+++ Given data +++

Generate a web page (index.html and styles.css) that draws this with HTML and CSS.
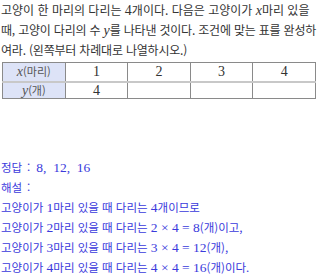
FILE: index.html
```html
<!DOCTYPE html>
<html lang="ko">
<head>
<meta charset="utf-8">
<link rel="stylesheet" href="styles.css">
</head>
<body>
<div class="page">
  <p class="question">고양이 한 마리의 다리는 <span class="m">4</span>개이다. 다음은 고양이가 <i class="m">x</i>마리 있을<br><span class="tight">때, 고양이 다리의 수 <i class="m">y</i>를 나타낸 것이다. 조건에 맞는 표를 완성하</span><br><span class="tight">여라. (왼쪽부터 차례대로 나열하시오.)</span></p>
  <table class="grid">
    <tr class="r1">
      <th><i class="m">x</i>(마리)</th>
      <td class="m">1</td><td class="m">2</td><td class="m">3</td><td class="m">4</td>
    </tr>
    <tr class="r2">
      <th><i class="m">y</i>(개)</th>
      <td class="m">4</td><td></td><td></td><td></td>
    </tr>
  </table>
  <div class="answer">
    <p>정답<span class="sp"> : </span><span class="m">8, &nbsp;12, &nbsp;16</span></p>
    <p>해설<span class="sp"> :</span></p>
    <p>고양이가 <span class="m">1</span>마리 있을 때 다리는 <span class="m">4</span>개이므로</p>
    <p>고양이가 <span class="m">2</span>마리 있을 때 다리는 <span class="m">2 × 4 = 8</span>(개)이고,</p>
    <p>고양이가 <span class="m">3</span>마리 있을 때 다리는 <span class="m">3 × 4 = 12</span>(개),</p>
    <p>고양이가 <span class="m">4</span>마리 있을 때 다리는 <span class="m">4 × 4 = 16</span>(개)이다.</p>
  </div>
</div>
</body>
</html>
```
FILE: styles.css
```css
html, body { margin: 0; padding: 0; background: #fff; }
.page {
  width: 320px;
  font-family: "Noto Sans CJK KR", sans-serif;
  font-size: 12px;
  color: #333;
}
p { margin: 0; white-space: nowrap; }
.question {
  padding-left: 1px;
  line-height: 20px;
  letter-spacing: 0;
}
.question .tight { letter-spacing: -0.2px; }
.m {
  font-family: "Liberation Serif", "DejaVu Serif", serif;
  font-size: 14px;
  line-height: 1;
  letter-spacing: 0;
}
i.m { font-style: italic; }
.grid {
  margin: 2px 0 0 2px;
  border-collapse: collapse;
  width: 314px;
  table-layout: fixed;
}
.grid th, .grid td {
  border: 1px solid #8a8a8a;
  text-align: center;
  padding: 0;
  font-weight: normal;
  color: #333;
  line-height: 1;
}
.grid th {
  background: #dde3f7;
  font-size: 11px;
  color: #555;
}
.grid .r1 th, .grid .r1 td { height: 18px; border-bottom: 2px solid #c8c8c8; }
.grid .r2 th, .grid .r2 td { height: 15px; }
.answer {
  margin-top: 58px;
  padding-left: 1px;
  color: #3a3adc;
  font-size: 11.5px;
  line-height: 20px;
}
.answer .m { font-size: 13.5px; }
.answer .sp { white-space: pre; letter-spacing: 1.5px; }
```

+++

The data above should be repeated exactly, minus any pictures.

[Exercise response]:
Generate a web page (index.html and styles.css) that draws this with HTML and CSS.
FILE: index.html
```html
<!DOCTYPE html>
<html lang="ko">
<head>
<meta charset="utf-8">
<link rel="stylesheet" href="styles.css">
</head>
<body>
<div class="page">
  <p class="question">고양이 한 마리의 다리는 <span class="m">4</span>개이다. 다음은 고양이가 <i class="m">x</i>마리 있을<br><span class="tight">때, 고양이 다리의 수 <i class="m">y</i>를 나타낸 것이다. 조건에 맞는 표를 완성하</span><br><span class="tight">여라. (왼쪽부터 차례대로 나열하시오.)</span></p>
  <table class="grid">
    <tr class="r1">
      <th><i class="m">x</i>(마리)</th>
      <td class="m">1</td><td class="m">2</td><td class="m">3</td><td class="m">4</td>
    </tr>
    <tr class="r2">
      <th><i class="m">y</i>(개)</th>
      <td class="m">4</td><td></td><td></td><td></td>
    </tr>
  </table>
  <div class="answer">
    <p>정답<span class="sp"> : </span><span class="m">8, &nbsp;12, &nbsp;16</span></p>
    <p>해설<span class="sp"> :</span></p>
    <p>고양이가 <span class="m">1</span>마리 있을 때 다리는 <span class="m">4</span>개이므로</p>
    <p>고양이가 <span class="m">2</span>마리 있을 때 다리는 <span class="m">2 × 4 = 8</span>(개)이고,</p>
    <p>고양이가 <span class="m">3</span>마리 있을 때 다리는 <span class="m">3 × 4 = 12</span>(개),</p>
    <p>고양이가 <span class="m">4</span>마리 있을 때 다리는 <span class="m">4 × 4 = 16</span>(개)이다.</p>
  </div>
</div>
</body>
</html>
```
FILE: styles.css
```css
html, body { margin: 0; padding: 0; background: #fff; }
.page {
  width: 320px;
  font-family: "Noto Sans CJK KR", sans-serif;
  font-size: 12px;
  color: #333;
}
p { margin: 0; white-space: nowrap; }
.question {
  padding-left: 1px;
  line-height: 20px;
  letter-spacing: 0;
}
.question .tight { letter-spacing: -0.2px; }
.m {
  font-family: "Liberation Serif", "DejaVu Serif", serif;
  font-size: 14px;
  line-height: 1;
  letter-spacing: 0;
}
i.m { font-style: italic; }
.grid {
  margin: 2px 0 0 2px;
  border-collapse: collapse;
  width: 314px;
  table-layout: fixed;
}
.grid th, .grid td {
  border: 1px solid #8a8a8a;
  text-align: center;
  padding: 0;
  font-weight: normal;
  color: #333;
  line-height: 1;
}
.grid th {
  background: #dde3f7;
  font-size: 11px;
  color: #555;
}
.grid .r1 th, .grid .r1 td { height: 18px; border-bottom: 2px solid #c8c8c8; }
.grid .r2 th, .grid .r2 td { height: 15px; }
.answer {
  margin-top: 58px;
  padding-left: 1px;
  color: #3a3adc;
  font-size: 11.5px;
  line-height: 20px;
}
.answer .m { font-size: 13.5px; }
.answer .sp { white-space: pre; letter-spacing: 1.5px; }
```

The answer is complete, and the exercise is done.